Hello,
I am analyzing an RNA-seq dataset generated by a previous lab member and I have a question regarding DESeq design for a time-series analysis. The data was generated from a drug treatment performed in vitro (same cell line for all samples) and I have the following samples to work with:
0h - No treatment, a single set of duplicate samples collected 2 days - duplicates collected for drug treatment and DMSO control 10 days - duplicates collected for drug treatment and DMSO control 42 days - duplicates collected for drug treatment and DMSO control
My goal with the analysis is two-fold. First, I want to identify genes that are differentially expressed between drug treatment vs. control at each time point. For this, I plan to analyze only the 2d, 10d, and 42d time points using a design of ~ condition + time + condition:time
and performing the analysis similar to res <- results(dds, name="condX.time10h", test="Wald")
for each time point (DESeq2 analysis for RNAseq data at different time points and different conditions).
Second, I want to identify genes that exhibit a different expression pattern over time for the two treatment groups (ie. starting at the reference level of 0h, gene A's expression increases over time in the drug treatment condition while it remains constant in the DMSO condition).
My question is with regards to how the second analysis should be performed. It seems it would have been ideal to collect separate duplicates at the 0h time point, one for the DMSO condition and one for the drug treatment condition and then a design of ~ condition + time + condition:time
would be used for the full model and a design of ~ condition + time
would be used for the reduced model and a LRT would be performed. However, I was hoping to still include the 0h time point as a reference level if at all possible. As it stands now, in my sampleTable I have a condition column with three conditions: NoTreatment (assigned only to the 0h duplicates), DMSO, and drug and I have a time column with four time points: 0h, 48h, 240h, 1008h.
When I attempted to construct the DESeqDataSet with the following design:
dds_time_course <- DESeqDataSetFromTximport(txi, colData = sampleTable, design = ~ condition + time + condition:time)

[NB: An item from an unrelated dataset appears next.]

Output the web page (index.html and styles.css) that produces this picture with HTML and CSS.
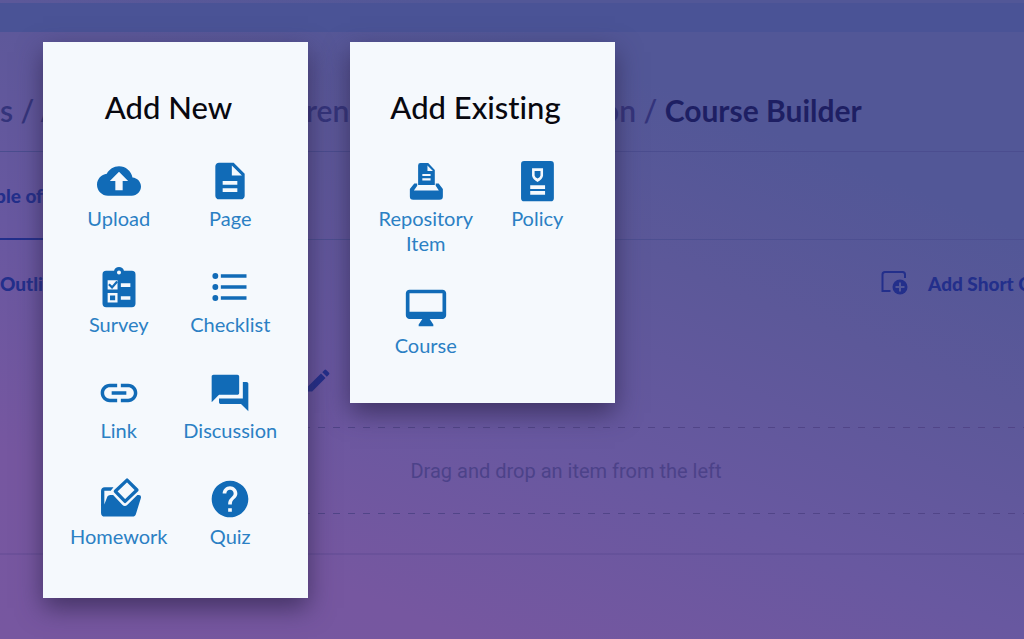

I received the following error:
Error in checkFullRank(modelMatrix) :
the model matrix is not full rank, so the model cannot be fit as specified.
Levels or combinations of levels without any samples have resulted in
column(s) of zeros in the model matrix.
Please read the vignette section 'Model matrix not full rank':
vignette('DESeq2')
I read through the vignette but was not sure how to appropriately design the DESeq analysis given that I only have one set of duplicates for the 0h time point. I apologize if a similar question has been answered elsewhere and I greatly appreciate any help!
I just wanted to provide an update that for the analysis towards my first goal, I modified the approach to use a design of
condition + time
only and then generated DE results for each time point in the following way:I believe the original approach I described using
~ condition + time + condition:time
andres <- results(dds, name="condX.time10h", test="Wald")
is helpful to control for differences that existed for treatment vs. control at time 0h, but I only have one set of duplicates at time 0h. I hope this makes sense and if this does not seem like the proper way to achieve my first analysis goal, I really appreciate suggestions!